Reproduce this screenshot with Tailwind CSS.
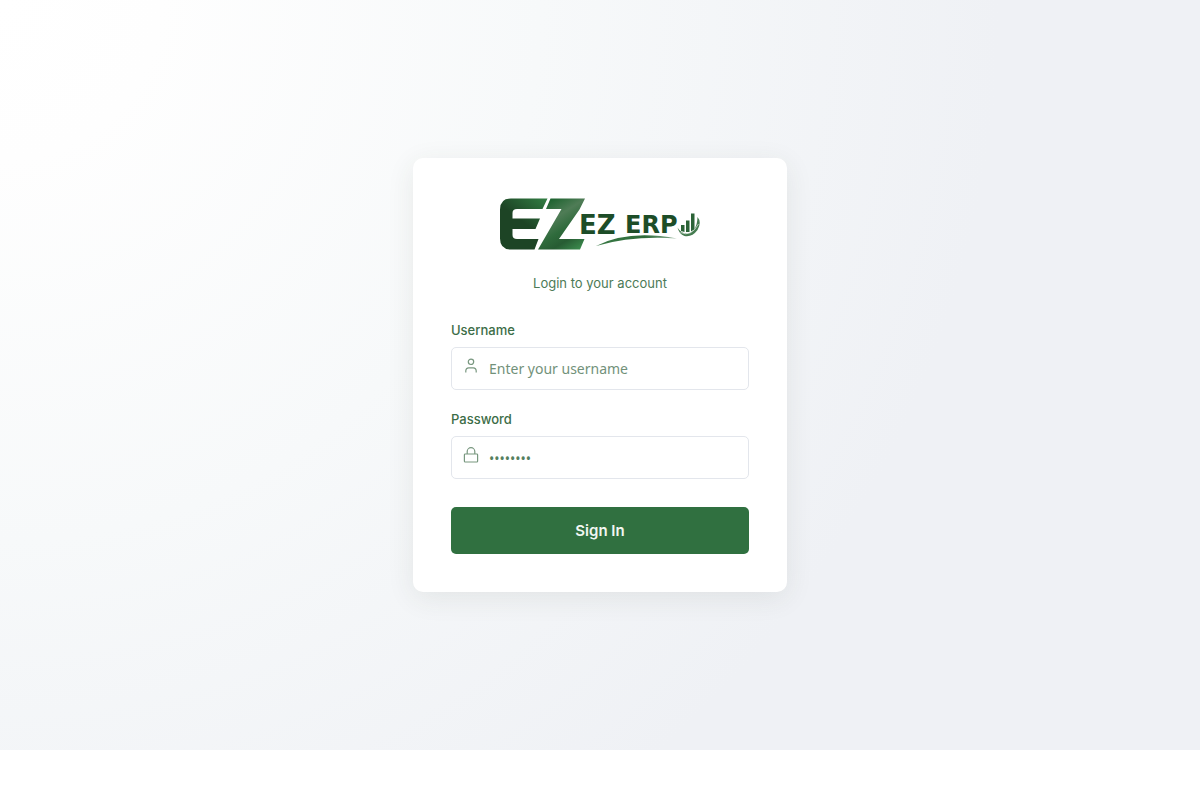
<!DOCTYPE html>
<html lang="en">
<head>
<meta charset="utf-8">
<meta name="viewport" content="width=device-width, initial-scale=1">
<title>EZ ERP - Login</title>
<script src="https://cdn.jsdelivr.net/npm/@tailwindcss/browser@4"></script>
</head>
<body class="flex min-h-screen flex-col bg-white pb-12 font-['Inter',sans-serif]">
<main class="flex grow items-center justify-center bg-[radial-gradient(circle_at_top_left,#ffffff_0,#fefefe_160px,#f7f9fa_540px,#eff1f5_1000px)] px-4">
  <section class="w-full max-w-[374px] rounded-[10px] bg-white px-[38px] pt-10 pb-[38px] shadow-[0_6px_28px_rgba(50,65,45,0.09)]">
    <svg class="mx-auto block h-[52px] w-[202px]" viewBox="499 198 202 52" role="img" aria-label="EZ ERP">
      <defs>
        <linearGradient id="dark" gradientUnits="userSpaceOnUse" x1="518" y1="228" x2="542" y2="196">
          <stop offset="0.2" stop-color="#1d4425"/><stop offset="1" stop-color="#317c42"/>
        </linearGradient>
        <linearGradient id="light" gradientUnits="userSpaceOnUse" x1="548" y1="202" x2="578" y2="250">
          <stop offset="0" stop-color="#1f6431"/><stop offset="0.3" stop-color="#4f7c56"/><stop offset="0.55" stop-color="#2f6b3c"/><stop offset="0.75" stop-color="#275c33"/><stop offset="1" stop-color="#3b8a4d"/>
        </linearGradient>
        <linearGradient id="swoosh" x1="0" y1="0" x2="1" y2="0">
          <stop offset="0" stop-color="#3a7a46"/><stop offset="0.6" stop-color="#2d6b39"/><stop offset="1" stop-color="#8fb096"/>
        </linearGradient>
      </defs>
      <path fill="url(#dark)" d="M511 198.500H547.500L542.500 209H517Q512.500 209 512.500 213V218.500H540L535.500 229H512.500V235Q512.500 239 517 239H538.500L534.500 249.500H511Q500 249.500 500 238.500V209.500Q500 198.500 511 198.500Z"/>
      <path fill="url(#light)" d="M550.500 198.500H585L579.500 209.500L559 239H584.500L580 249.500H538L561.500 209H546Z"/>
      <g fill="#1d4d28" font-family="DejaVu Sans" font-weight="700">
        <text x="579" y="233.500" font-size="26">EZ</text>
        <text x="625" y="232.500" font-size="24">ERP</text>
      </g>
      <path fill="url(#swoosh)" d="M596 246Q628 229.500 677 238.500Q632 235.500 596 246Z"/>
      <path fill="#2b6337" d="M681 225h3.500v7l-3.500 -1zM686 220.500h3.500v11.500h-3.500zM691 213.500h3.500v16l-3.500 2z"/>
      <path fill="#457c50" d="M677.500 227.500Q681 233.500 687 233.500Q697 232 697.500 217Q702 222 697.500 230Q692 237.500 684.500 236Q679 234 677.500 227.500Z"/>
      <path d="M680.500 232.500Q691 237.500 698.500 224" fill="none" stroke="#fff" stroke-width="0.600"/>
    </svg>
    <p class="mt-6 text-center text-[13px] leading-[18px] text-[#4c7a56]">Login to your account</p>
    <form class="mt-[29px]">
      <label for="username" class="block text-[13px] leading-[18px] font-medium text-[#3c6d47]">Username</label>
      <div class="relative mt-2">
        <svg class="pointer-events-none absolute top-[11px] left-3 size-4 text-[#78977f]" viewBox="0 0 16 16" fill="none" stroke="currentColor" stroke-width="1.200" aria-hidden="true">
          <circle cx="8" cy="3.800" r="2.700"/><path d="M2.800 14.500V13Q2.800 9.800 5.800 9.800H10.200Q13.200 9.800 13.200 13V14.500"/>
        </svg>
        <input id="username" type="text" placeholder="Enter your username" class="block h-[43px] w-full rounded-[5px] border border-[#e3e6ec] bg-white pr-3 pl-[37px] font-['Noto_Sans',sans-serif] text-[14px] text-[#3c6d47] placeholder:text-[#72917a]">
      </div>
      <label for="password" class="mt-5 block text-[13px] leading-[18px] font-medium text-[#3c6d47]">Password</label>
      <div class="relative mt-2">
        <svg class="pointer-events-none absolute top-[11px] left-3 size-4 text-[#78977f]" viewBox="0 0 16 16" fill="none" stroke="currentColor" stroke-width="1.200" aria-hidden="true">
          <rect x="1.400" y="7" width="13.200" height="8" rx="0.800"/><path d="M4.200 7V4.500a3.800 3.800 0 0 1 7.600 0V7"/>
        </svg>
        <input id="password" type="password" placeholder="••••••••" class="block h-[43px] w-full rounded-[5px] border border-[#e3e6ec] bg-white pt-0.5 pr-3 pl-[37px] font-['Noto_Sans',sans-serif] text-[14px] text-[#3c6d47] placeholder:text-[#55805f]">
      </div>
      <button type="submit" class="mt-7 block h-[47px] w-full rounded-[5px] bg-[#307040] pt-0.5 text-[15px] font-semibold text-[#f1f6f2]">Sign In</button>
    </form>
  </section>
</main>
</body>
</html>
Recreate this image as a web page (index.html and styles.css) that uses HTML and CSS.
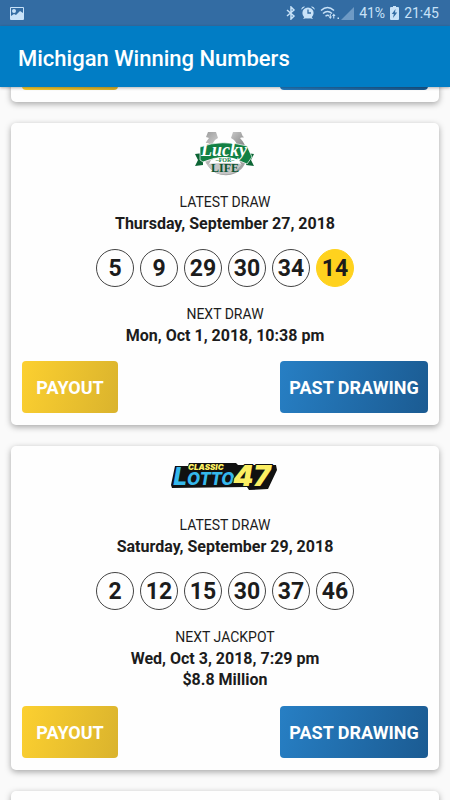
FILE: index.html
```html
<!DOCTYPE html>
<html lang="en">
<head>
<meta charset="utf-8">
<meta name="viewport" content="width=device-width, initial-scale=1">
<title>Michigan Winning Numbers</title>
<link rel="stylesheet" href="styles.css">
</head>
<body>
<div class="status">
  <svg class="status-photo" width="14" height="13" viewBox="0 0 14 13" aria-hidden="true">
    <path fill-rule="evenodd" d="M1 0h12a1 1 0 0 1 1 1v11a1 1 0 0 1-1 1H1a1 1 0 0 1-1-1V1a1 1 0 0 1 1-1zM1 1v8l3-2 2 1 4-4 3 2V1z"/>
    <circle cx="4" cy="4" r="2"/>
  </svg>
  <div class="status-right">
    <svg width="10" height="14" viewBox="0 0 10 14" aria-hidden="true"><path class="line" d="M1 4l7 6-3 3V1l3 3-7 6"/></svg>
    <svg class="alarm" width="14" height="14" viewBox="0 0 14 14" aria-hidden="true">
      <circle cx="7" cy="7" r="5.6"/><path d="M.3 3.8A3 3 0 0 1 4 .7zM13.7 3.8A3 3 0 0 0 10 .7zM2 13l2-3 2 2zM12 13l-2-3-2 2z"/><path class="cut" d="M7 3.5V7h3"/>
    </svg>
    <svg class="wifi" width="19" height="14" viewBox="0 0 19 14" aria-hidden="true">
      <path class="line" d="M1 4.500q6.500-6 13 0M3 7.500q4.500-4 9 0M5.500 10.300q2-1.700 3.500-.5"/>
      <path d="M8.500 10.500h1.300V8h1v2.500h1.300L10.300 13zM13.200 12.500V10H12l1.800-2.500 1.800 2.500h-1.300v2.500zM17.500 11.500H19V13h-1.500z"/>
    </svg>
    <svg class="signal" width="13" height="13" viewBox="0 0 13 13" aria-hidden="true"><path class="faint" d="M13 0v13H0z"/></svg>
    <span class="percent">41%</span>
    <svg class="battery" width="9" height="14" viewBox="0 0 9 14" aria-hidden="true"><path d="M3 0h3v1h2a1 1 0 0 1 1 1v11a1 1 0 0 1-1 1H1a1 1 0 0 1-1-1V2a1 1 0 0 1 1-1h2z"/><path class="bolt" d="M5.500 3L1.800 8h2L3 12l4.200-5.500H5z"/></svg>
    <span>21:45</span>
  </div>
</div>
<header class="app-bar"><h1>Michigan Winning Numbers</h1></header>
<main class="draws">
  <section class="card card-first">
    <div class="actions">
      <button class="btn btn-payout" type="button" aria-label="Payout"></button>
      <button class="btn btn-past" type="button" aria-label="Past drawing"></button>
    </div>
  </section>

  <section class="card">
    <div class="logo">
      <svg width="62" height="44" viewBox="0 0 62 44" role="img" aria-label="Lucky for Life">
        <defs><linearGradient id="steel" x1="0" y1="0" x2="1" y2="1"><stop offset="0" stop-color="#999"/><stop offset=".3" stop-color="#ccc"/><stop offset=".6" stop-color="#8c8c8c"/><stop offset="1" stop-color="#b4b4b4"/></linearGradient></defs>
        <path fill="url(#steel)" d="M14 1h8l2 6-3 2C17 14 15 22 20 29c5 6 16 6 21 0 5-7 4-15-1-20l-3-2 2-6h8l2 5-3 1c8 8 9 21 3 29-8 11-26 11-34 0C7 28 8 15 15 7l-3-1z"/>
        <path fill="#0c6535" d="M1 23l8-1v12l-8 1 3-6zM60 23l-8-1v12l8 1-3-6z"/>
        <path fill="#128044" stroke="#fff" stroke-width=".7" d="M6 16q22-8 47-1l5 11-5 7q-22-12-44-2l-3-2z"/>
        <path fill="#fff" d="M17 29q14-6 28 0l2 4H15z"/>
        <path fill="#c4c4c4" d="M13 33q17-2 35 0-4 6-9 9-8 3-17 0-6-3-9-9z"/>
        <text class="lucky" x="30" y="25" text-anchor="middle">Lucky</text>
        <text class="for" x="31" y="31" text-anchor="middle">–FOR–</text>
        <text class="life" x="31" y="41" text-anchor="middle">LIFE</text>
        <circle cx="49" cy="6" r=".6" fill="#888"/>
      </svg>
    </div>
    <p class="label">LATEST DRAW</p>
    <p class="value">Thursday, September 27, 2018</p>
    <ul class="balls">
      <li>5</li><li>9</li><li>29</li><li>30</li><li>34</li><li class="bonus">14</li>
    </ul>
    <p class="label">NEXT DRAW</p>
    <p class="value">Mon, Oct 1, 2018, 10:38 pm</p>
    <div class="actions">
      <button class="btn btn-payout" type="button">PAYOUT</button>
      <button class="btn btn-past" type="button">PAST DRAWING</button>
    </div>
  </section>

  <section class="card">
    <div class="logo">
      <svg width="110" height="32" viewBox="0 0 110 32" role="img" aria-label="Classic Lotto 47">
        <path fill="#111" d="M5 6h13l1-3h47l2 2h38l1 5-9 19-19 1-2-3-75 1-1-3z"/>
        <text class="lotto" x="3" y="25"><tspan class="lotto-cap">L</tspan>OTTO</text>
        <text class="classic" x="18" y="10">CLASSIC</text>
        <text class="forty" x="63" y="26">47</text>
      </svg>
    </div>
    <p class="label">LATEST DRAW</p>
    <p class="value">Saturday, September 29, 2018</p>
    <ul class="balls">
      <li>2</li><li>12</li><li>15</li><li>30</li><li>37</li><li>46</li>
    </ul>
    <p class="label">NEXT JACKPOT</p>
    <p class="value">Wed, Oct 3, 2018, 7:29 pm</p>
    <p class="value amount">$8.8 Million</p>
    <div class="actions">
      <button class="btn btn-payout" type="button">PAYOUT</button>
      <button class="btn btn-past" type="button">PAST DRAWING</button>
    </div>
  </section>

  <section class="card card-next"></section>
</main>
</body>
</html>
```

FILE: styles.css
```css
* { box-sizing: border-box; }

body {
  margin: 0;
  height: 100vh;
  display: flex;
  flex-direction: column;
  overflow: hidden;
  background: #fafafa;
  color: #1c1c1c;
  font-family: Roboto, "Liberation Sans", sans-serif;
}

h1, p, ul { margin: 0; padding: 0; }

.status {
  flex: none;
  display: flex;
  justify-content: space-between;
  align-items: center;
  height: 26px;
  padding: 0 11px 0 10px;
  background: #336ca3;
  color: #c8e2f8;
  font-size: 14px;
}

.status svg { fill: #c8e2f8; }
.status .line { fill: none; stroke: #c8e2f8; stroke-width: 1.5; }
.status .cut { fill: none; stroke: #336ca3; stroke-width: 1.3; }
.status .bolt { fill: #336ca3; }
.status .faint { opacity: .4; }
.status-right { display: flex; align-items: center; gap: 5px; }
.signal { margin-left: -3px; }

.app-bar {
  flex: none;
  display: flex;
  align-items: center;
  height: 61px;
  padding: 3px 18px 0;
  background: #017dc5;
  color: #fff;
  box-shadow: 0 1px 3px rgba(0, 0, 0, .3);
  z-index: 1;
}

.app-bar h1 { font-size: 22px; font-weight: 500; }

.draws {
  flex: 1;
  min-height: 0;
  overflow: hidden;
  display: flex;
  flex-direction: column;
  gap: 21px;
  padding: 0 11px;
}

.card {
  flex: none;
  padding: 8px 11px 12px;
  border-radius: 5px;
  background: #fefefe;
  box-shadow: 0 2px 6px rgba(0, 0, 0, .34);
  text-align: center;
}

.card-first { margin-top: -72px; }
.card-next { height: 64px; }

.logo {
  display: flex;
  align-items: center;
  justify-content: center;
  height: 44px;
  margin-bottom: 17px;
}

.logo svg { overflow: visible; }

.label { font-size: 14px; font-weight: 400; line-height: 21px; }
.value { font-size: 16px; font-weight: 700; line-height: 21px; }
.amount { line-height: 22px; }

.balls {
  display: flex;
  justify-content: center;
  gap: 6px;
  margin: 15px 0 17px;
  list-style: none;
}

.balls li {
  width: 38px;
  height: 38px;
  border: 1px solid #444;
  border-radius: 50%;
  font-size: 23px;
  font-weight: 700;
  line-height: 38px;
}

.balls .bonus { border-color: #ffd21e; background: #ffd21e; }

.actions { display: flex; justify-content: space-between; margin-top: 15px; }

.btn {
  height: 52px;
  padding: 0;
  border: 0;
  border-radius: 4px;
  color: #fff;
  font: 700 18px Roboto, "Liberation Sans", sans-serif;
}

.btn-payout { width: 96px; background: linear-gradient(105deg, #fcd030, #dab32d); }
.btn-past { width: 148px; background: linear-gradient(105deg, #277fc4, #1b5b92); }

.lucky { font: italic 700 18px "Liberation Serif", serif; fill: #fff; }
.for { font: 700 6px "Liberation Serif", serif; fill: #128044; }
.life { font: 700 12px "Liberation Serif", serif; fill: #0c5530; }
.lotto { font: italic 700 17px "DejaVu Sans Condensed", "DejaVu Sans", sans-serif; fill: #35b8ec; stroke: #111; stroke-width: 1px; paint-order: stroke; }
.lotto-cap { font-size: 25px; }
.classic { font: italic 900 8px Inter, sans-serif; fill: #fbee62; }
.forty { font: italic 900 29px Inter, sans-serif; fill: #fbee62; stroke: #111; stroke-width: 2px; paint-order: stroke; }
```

Task goal.
Read through the entries and copy each line in which "index" appears.

Expected answer.
Recreate this image as a web page (index.html and styles.css) that uses HTML and CSS.
FILE: index.html
  z-index: 1;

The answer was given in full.